We’re told that the point 𝐴 has rectangular coordinates negative four, seven. In fact, we’re shown this on a diagram. We need to calculate the distance this point 𝐴 is from the origin. We’ll call this distance 𝑟. And we need to give this in an exact form. In other words, 𝑟 is just the length of our line segment 𝑂𝐴. There’s several different methods we could use to find this value. For example, we could use our formula to calculate the distance between two points. However, since we’re given these points in the diagram, we could also do this by using the Pythagorean theorem.

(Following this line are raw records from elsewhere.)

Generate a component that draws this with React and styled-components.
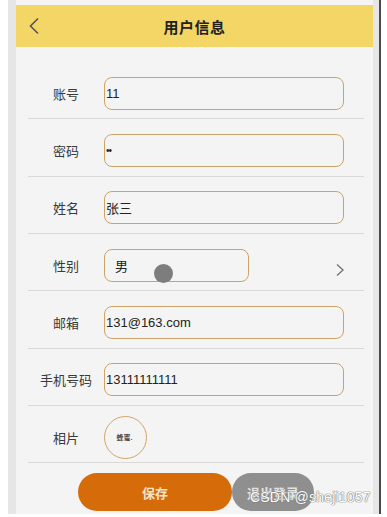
import React from 'react';
import styled, { createGlobalStyle } from 'styled-components';

const GlobalStyle = createGlobalStyle`
  html, body {
    margin: 0;
    padding: 0;
    background: #ffffff;
  }
  body {
    font-family: "Liberation Sans", "Noto Sans CJK SC", sans-serif;
    overflow: hidden;
  }
`;

const fields = [
  { label: '账号', value: '11' },
  { label: '密码', value: '••', small: true },
  { label: '姓名', value: '张三' },
  { label: '性别', value: '男', short: true },
  { label: '邮箱', value: '131@163.com' },
  { label: '手机号码', value: '13111111111' },
];

const App = () => {
  return (
    <>
      <GlobalStyle />
      <Page>
        <Shell>
          <Phone>
            <Header>
              <BackIcon width="12" height="18" viewBox="0 0 12 18">
                <path d="M10 1.5 L2.5 9 L10 16.5" fill="none" stroke="#555" strokeWidth="1.6" />
              </BackIcon>
              <Title>用户信息</Title>
            </Header>
            <List>
              {fields.map(f => (
                <Row key={f.label}>
                  <Label>{f.label}</Label>
                  <Field short={f.short}>
                    <FieldText small={f.small}>{f.value}</FieldText>
                  </Field>
                  {f.short ? (
                    <Arrow width="10" height="14" viewBox="0 0 10 14">
                      <path d="M2 1.5 L8 7 L2 12.5" fill="none" stroke="#777" strokeWidth="1.4" />
                    </Arrow>
                  ) : null}
                </Row>
              ))}
              <Row>
                <Label>相片</Label>
                <Avatar>
                  <AvatarText>蜂蜜.</AvatarText>
                </Avatar>
              </Row>
              <Buttons>
                <SaveButton>保存</SaveButton>
                <LogoutButton>退出登录</LogoutButton>
              </Buttons>
            </List>
            <Cursor />
          </Phone>
        </Shell>
        <Watermark>CSDN @sheji1057</Watermark>
      </Page>
    </>
  );
};

const Page = styled.div`
  position: relative;
  width: 387px;
  height: 517px;
  padding-left: 8px;
  box-sizing: border-box;
  overflow: hidden;
`;

const Shell = styled.div`
  width: 373px;
  height: 514px;
  box-sizing: border-box;
  background: #e6e6e6;
  padding: 0 6px 0 8px;
  border-right: 2px solid #4a4a4a;
`;

const Phone = styled.div`
  position: relative;
  height: 100%;
  padding-top: 5px;
  box-sizing: border-box;
  background: #f4f4f4;
`;

const Header = styled.div`
  position: relative;
  height: 42px;
  background: #f3d666;
  display: flex;
  align-items: center;
  justify-content: center;
`;

const BackIcon = styled.svg`
  position: absolute;
  left: 12px;
  top: 12px;
`;

const Title = styled.div`
  font-size: 15px;
  font-weight: bold;
  color: #222;
  letter-spacing: 0.5px;
`;

const List = styled.div`
  padding: 15px 9px 0 12px;
`;

const Row = styled.div`
  display: flex;
  align-items: center;
  height: 57.33px;
  box-sizing: border-box;
  padding-top: 6px;
  border-bottom: 1px solid #d9d9d9;
`;

const Label = styled.div`
  width: 76px;
  flex-shrink: 0;
  text-align: center;
  font-size: 13px;
  color: #3a3a3a;
`;

const Field = styled.div`
  width: ${p => (p.short ? '145px' : '240px')};
  height: 33px;
  box-sizing: border-box;
  border: 1.5px solid #cda468;
  border-radius: 8px;
  display: flex;
  align-items: center;
  padding-left: ${p => (p.short ? '10px' : '1px')};
`;

const FieldText = styled.span`
  font-size: ${p => (p.small ? '10px' : '13px')};
  color: #222;
  letter-spacing: ${p => (p.small ? '-1px' : '0')};
`;

const Arrow = styled.svg`
  margin-left: auto;
  margin-right: 19px;
  margin-top: 10px;
`;

const Avatar = styled.div`
  width: 43px;
  height: 43px;
  box-sizing: border-box;
  border-radius: 50%;
  border: 1.5px solid #d2a56a;
  display: flex;
  align-items: center;
  justify-content: center;
`;

const AvatarText = styled.span`
  font-size: 7px;
  font-weight: bold;
  color: #444;
  margin-left: -2px;
`;

const Buttons = styled.div`
  display: flex;
  justify-content: center;
  padding-top: 10px;
`;

const PillButton = styled.div`
  height: 38px;
  border-radius: 19px;
  display: flex;
  align-items: center;
  justify-content: center;
  font-size: 13px;
  font-weight: bold;
`;

const SaveButton = styled(PillButton)`
  width: 154px;
  background: #d66b0a;
  color: #f3e3c8;
`;

const LogoutButton = styled(PillButton)`
  width: 82px;
  background: #8f8f8f;
  color: #e2e2e2;
`;

const Cursor = styled.div`
  position: absolute;
  left: 138px;
  top: 264px;
  width: 19px;
  height: 19px;
  border-radius: 50%;
  background: #7d7d7d;
  filter: blur(0.6px);
`;

const Watermark = styled.div`
  position: absolute;
  left: 250px;
  top: 489px;
  font-size: 14px;
  color: #ffffff;
  letter-spacing: 0.2px;
  text-shadow: 0 0 1px #777, 0 0 1px #777, 0 0 1px #777;
`;

export default App;
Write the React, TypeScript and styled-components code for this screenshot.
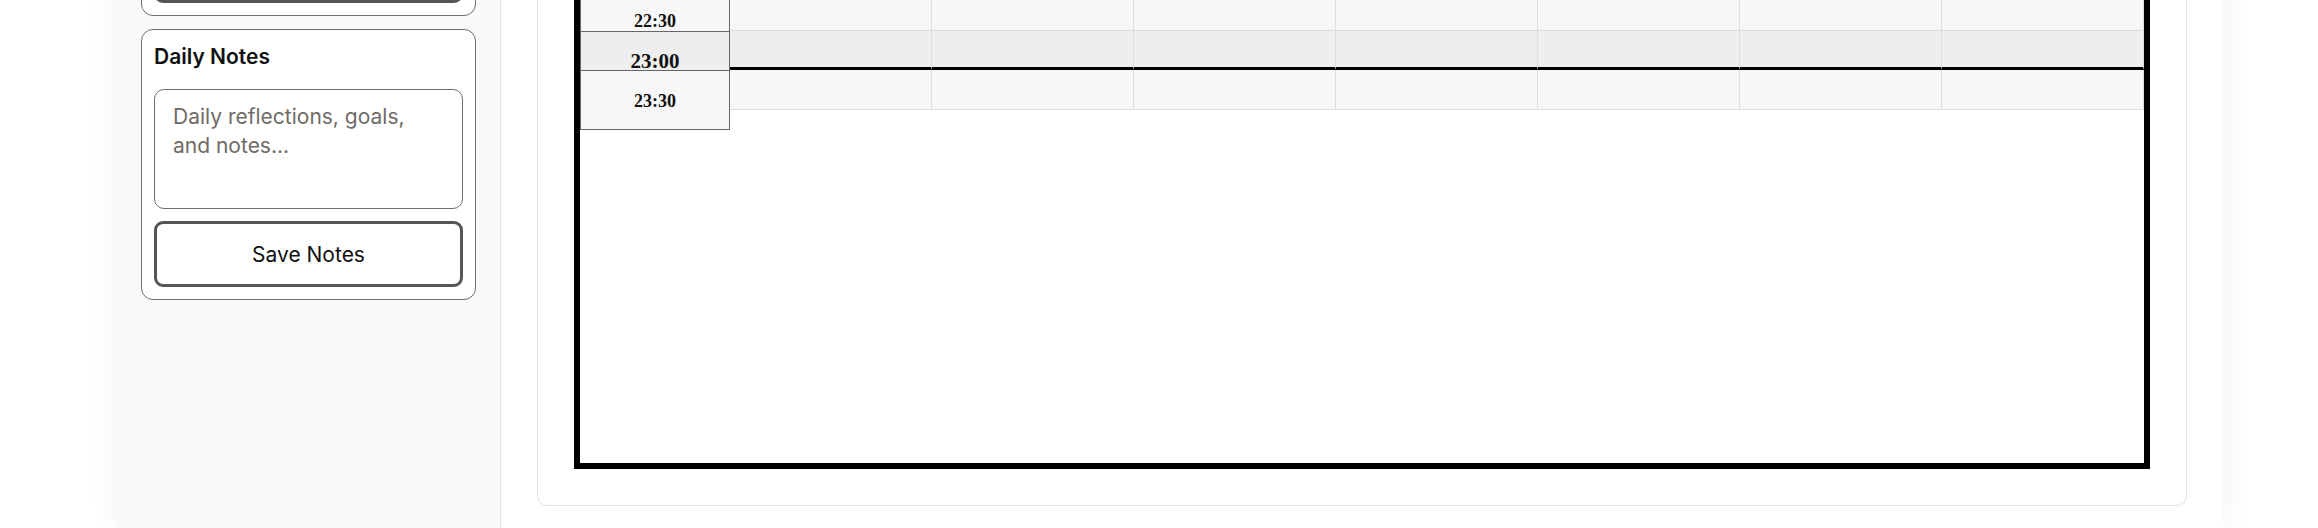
import React from "react";
import styled, { createGlobalStyle } from "styled-components";

const GlobalStyle = createGlobalStyle`
  html, body {
    margin: 0;
    padding: 0;
    background: #fff;
    overflow: hidden;
  }
  body {
    font-family: Inter, "Noto Sans", sans-serif;
    color: #111;
  }
  * {
    box-sizing: border-box;
  }
`;

const DAYS = ["mon", "tue", "wed", "thu", "fri", "sat", "sun"];

// the page is scrolled to the end of the day, only the last slots are shown
const SLOTS = [
  { label: "22:30", hour: false },
  { label: "23:00", hour: true },
  { label: "23:30", hour: false },
];

const Viewport = styled.div`
  height: 528px;
  overflow: hidden;
`;

const Shell = styled.div`
  display: flex;
  width: 2106px;
  height: 628px;
  margin: -100px 0 0 117px;
  background: #fff;
  box-shadow: 0 0 30px rgba(0, 0, 0, 0.06);
`;

const Sidebar = styled.aside`
  width: 384px;
  flex-shrink: 0;
  background: #f8f9fa;
  border-right: 1px solid #e3e5e8;
  padding: 24px;
  display: flex;
  flex-direction: column;
  gap: 13px;
`;

const Panel = styled.section`
  background: #fff;
  border: 1px solid #6e6e6e;
  border-radius: 12px;
  padding: 12px;
  display: flex;
  flex-direction: column;
`;

const PanelTitle = styled.h3`
  margin: 0 0 17px;
  font-size: 21px;
  font-weight: 600;
  line-height: 30px;
  color: #111;
`;

const NotesInput = styled.textarea`
  display: block;
  width: 100%;
  height: 120px;
  margin: 0 0 12px;
  padding: 12px 18px;
  border: 1px solid #6e6e6e;
  border-radius: 10px;
  resize: none;
  outline: none;
  font-family: Inter, sans-serif;
  font-size: 21px;
  line-height: 29px;
  color: #222;

  &::placeholder {
    color: #6f6b68;
  }
`;

const OutlineButton = styled.button`
  display: block;
  width: 100%;
  height: 66px;
  border: 3px solid #555;
  border-radius: 9px;
  background: #fff;
  font-family: Inter, sans-serif;
  font-size: 21px;
  font-weight: 400;
  color: #111;
  cursor: pointer;
`;

const Main = styled.main`
  flex: 1;
  min-width: 0;
  padding: 49px 36px 22px;
  display: flex;
  flex-direction: column;
`;

const ScheduleCard = styled.div`
  background: #fff;
  border: 1px solid #e2e2e2;
  border-radius: 10px;
  padding: 36px;
`;

const Calendar = styled.div`
  height: 483px;
  border: 6px solid #000;
  background: #fff;
  display: flex;
  align-items: flex-start;
  overflow: hidden;
`;

const TimeColumn = styled.div`
  width: 150px;
  flex-shrink: 0;
  margin-top: 1px;
`;

const TimeCell = styled.div<{ $hour?: boolean; $last?: boolean }>`
  height: ${(p) => (p.$last ? 59 : 39)}px;
  padding-top: ${(p) => (p.$last ? 21 : 19)}px;
  border: 1px solid #666;
  border-top: none;
  background: ${(p) => (p.$hour ? "#eeeeee" : "#f7f7f7")};
  font-family: "Liberation Serif", "Times New Roman", serif;
  font-weight: 700;
  font-size: ${(p) => (p.$hour ? 21 : 18)}px;
  line-height: 1;
  text-align: center;
  color: #111;
`;

const DayGrid = styled.div`
  flex: 1;
  min-width: 0;
  margin-top: -1px;
`;

const GridRow = styled.div<{ $hour?: boolean }>`
  display: flex;
  height: ${(p) => (p.$hour ? 39 : 40)}px;
`;

const GridCell = styled.div<{ $hour?: boolean }>`
  flex: 1;
  border-right: 1px solid #dddddd;
  border-bottom: ${(p) => (p.$hour ? "3px solid #000" : "1px solid #dddddd")};
  background: ${(p) => (p.$hour ? "#eeeeee" : "#f7f7f7")};
`;

export default function App() {
  return (
    <Viewport>
      <GlobalStyle />
      <Shell>
        <Sidebar>
          <Panel>
            <OutlineButton aria-label="Add task" />
          </Panel>
          <Panel>
            <PanelTitle>Daily Notes</PanelTitle>
            <NotesInput placeholder="Daily reflections, goals, and notes..." />
            <OutlineButton>Save Notes</OutlineButton>
          </Panel>
        </Sidebar>

        <Main>
          <ScheduleCard>
            <Calendar>
              <TimeColumn>
                {SLOTS.map((slot, i) => (
                  <TimeCell
                    key={slot.label}
                    $hour={slot.hour}
                    $last={i === SLOTS.length - 1}
                  >
                    {slot.label}
                  </TimeCell>
                ))}
              </TimeColumn>
              <DayGrid>
                {SLOTS.map((slot) => (
                  <GridRow key={slot.label} $hour={slot.hour}>
                    {DAYS.map((d) => (
                      <GridCell key={d} $hour={slot.hour} />
                    ))}
                  </GridRow>
                ))}
              </DayGrid>
            </Calendar>
          </ScheduleCard>
        </Main>
      </Shell>
    </Viewport>
  );
}
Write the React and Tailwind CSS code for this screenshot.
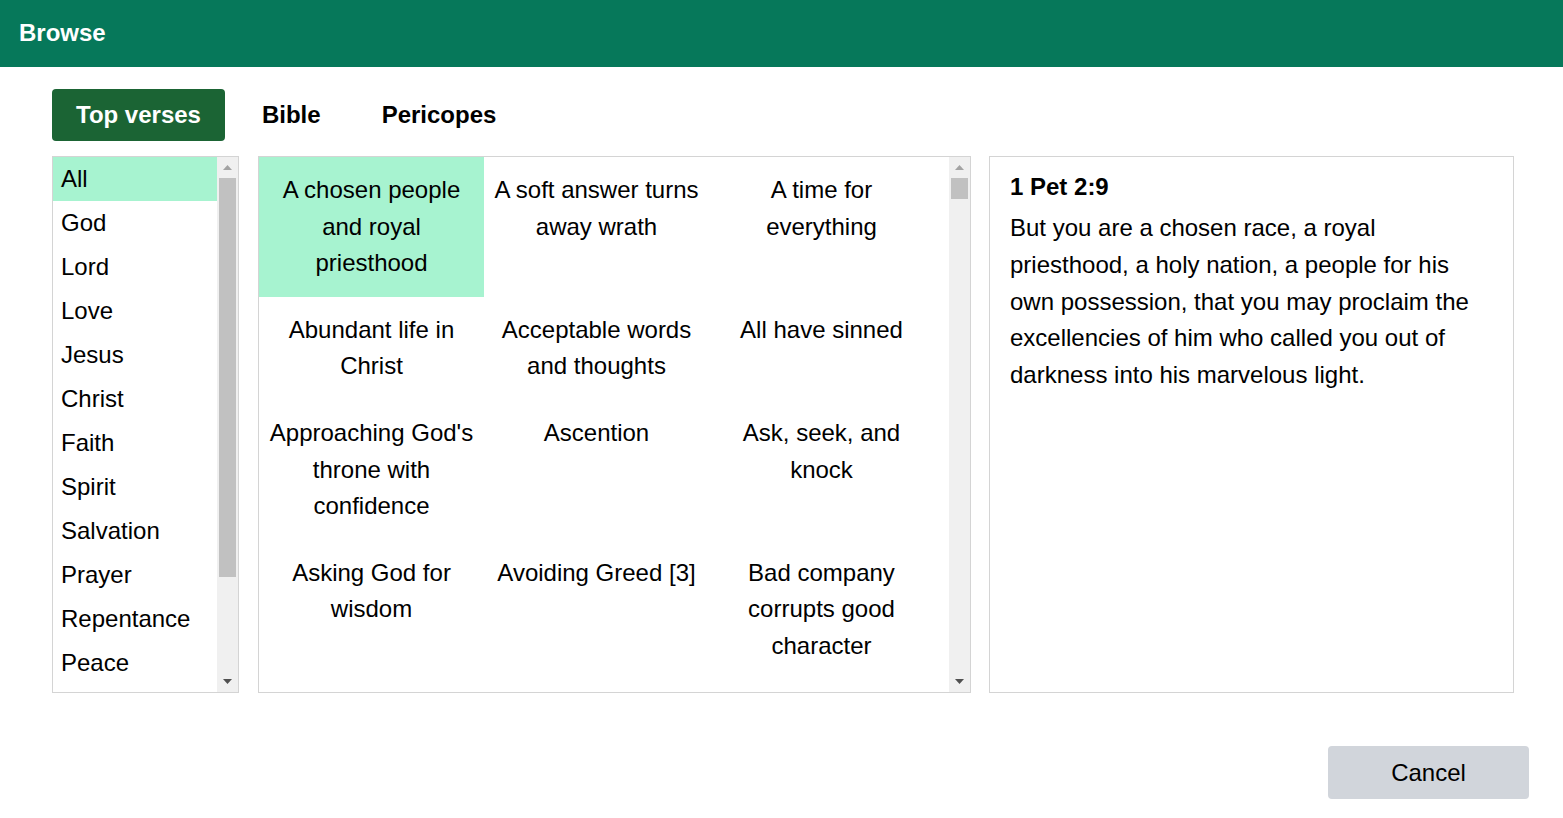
import React from "react";

const topics = ["All","God","Lord","Love","Jesus","Christ","Faith","Spirit","Salvation","Prayer","Repentance","Peace"];
const verses = [
  "A chosen people and royal priesthood",
  "A soft answer turns away wrath",
  "A time for everything",
  "Abundant life in Christ",
  "Acceptable words and thoughts",
  "All have sinned",
  "Approaching God's throne with confidence",
  "Ascention",
  "Ask, seek, and knock",
  "Asking God for wisdom",
  "Avoiding Greed [3]",
  "Bad company corrupts good character",
];

function Scrollbar({ thumbTop, thumbHeight }) {
  return (
    <div className="relative w-[21px] shrink-0 bg-[#f0f0f0]">
      <svg className="absolute left-[6px] top-[8px]" width="9" height="5" viewBox="0 0 9 5">
        <path d="M0 5 L4.5 0 L9 5 Z" fill="#a3a3a3" />
      </svg>
      <div className="absolute left-[2px] right-[2px] bg-[#c1c1c1]" style={{ top: thumbTop, height: thumbHeight }} />
      <svg className="absolute left-[6px] bottom-[8px]" width="9" height="5" viewBox="0 0 9 5">
        <path d="M0 0 L9 0 L4.5 5 Z" fill="#505050" />
      </svg>
    </div>
  );
}

export default function App() {
  return (
    <div className="w-[1563px] h-[818px] bg-white text-black font-['Liberation_Sans',Arial,sans-serif] overflow-hidden">
      <div className="h-[67px] bg-[#06785a] flex items-center px-[19px] pb-[2px]">
        <span className="text-white font-bold text-[24px]">Browse</span>
      </div>
      <div className="pl-[52px] pt-[22px]">
        <div className="flex gap-[13px]">
          <button className="h-[52px] px-6 rounded-[4px] bg-[#1b6434] text-white font-bold text-[24px]">Top verses</button>
          <button className="h-[52px] px-6 font-bold text-[24px] text-black">Bible</button>
          <button className="h-[52px] px-6 font-bold text-[24px] text-black">Pericopes</button>
        </div>
        <div className="flex mt-[15px] h-[537px]">
          <div className="w-[187px] shrink-0 border border-[#d4d4d4] flex overflow-hidden">
            <div className="flex-1 overflow-hidden">
              {topics.map((t, i) => (
                <div key={t} className={`h-[44px] flex items-center pl-2 text-[24px] ${i === 0 ? "bg-[#a7f3d0]" : ""}`}>{t}</div>
              ))}
            </div>
            <Scrollbar thumbTop={21} thumbHeight={399} />
          </div>
          <div className="w-[713px] shrink-0 ml-[19px] border border-[#d4d4d4] flex overflow-hidden">
            <div className="flex-1 overflow-hidden">
              <div className="grid grid-cols-[225px_225px_225px] items-start">
                {verses.map((v, i) => (
                  <div key={v} className={`px-2 py-[15px] text-center text-[24px] leading-[36.6px] h-full ${i === 0 ? "bg-[#a7f3d0]" : ""}`}>{v}</div>
                ))}
              </div>
            </div>
            <Scrollbar thumbTop={21} thumbHeight={21} />
          </div>
          <div className="w-[525px] shrink-0 ml-[18px] border border-[#d4d4d4] pl-[20px] pr-[20px] pt-[12px]">
            <div className="font-bold text-[24px] leading-[36px] mb-[5px]">1 Pet 2:9</div>
            <div className="text-[24px] leading-[36.75px]">
              But you are a chosen race, a royal priesthood, a holy nation, a people for his own possession, that you may proclaim the excellencies of him who called you out of darkness into his marvelous light.
            </div>
          </div>
        </div>
      </div>
      <div className="flex justify-end pr-[34px] mt-[53px]">
        <button className="w-[201px] h-[53px] rounded-[4px] bg-[#d1d5db] text-[24px] text-black">Cancel</button>
      </div>
    </div>
  );
}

Remember, the point 𝐴 is at the coordinates negative four, seven. So if we drop a vertical line from 𝐴 to the 𝑥-axis, we get the following right-angled triangle. We can see the height of this right-angled triangle will be the 𝑦-coordinate of 𝐴 which is seven. And to find the width of this right-angled triangle, we can see we go from 𝑥 is equal to zero to 𝑥 is equal to negative four. So this right-angled triangle has width four. So now, we have a right-angled triangle with height seven and base four. And we need to find the length of the hypotenuse 𝑟.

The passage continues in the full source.